◆ **SET EXERCISE**
Using the data beneath, show every line that includes the word "screenshot".
-- BEGIN INPUT ROWS --
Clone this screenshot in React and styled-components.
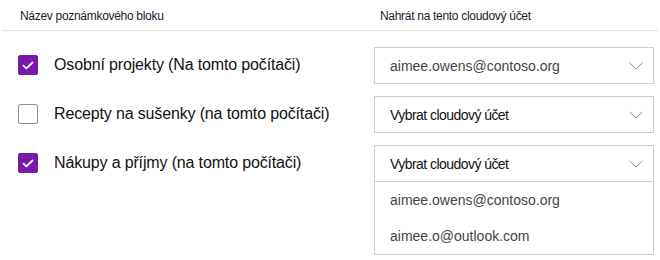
-- END INPUT ROWS --
-- BEGIN INPUT ROWS --
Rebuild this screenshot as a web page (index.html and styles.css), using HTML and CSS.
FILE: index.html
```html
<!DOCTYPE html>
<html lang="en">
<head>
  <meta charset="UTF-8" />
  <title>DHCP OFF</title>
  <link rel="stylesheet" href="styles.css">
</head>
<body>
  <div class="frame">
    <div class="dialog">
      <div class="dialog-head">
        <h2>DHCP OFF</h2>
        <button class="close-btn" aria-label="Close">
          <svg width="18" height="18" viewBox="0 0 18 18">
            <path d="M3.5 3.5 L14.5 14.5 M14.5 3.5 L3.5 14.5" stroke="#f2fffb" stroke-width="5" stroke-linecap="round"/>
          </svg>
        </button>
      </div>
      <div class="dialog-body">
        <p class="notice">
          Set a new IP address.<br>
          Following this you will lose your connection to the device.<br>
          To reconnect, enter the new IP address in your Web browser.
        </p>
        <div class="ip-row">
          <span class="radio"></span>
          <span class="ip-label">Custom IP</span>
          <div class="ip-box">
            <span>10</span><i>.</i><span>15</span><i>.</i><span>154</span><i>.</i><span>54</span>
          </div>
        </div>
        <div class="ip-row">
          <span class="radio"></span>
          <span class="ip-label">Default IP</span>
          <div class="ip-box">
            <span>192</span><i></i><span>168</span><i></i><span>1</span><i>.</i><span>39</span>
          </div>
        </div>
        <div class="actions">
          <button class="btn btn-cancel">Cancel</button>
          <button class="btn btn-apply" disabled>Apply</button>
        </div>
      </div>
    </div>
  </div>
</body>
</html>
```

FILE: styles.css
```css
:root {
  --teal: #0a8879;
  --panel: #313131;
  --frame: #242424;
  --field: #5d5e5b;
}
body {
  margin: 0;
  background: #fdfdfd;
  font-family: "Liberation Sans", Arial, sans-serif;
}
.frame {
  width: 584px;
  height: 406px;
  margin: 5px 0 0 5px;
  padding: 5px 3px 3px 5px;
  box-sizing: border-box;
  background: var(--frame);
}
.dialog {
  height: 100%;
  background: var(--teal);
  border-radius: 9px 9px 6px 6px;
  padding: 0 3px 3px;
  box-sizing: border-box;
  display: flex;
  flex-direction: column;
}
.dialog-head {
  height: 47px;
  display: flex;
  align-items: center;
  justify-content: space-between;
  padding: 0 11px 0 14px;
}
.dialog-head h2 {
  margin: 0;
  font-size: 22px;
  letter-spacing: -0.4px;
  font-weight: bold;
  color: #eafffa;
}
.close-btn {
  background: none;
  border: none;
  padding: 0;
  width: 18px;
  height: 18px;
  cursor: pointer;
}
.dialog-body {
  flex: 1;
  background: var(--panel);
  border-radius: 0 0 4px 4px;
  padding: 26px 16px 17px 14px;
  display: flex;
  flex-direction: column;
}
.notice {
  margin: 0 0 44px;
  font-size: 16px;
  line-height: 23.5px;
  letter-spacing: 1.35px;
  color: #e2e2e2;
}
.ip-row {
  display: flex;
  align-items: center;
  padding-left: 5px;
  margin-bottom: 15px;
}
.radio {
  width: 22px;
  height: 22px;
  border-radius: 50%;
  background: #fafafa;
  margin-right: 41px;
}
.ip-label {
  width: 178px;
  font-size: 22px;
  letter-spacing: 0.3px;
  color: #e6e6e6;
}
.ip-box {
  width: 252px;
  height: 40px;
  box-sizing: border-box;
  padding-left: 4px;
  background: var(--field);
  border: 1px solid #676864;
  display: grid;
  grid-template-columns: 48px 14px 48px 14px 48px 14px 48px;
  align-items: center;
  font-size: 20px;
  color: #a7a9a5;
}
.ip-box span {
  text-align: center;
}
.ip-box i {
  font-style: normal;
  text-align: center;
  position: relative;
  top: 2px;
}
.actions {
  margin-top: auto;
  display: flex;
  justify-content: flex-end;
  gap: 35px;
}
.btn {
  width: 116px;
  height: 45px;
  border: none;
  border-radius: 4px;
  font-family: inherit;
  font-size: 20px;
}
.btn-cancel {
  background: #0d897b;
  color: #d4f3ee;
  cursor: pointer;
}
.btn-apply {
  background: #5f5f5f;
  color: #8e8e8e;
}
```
-- END INPUT ROWS --
◆ **WORKED ANSWER**
Clone this screenshot in React and styled-components.
Rebuild this screenshot as a web page (index.html and styles.css), using HTML and CSS.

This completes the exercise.